Now, I’m a single parent, so Cedar can go to his dad’s house obviously, but if you’re not, it’s not easy to send the kids somewhere for two days straight. What you can do though is arrange for some sort of care one or two days a week. Say, an overnight with a pal, a relative or simply a longer camp day. Do anything you can to get help for the bulk of two days, work ahead and then have more time the rest of the week.
Got guilt? It’s hard to have your kids gone for the bulk of a day or two, but you’ll feel better in the long run because you’ll have actual time with your kids when they are home vs. having to work. I hate when my son is here and I have to say, “Shhhhh – I have to work!” I’d rather have him gone for two long days, then get to spend five quality days with him. Actually, kids get this. I’m honest with Cedar about the schedule and he gets that if I don’t get two long days of work in, he’ll not get as much quality time with me on the days he is here.

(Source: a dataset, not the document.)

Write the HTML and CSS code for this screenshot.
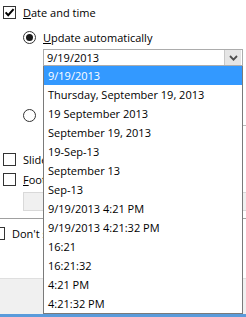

Prep those kids for independence – If you’ve always been a catering parent, stop. Here’s an example, my friend’s kids won’t do anything for themselves. If they want cereal, a snack, juice, entertainment, a DVD put in and so on, their mama or dad does it, and that’s nice sure but one, these kids are over ten years old (um?). Two, kids who can’t do for themselves become a serious problem if you work at home. Three these parents complain, “I never have any time!” well duh. Don’t get me wrong, kids should get help but seriously, kids can very easily get an ice pop, clean up their own mess, fix an easy lunch and even entertain themselves sometimes. If you’ve been slaving for the kids, stop it now and everyone will be happier and more independent.
How do you manage kids + summer + freelance blogging?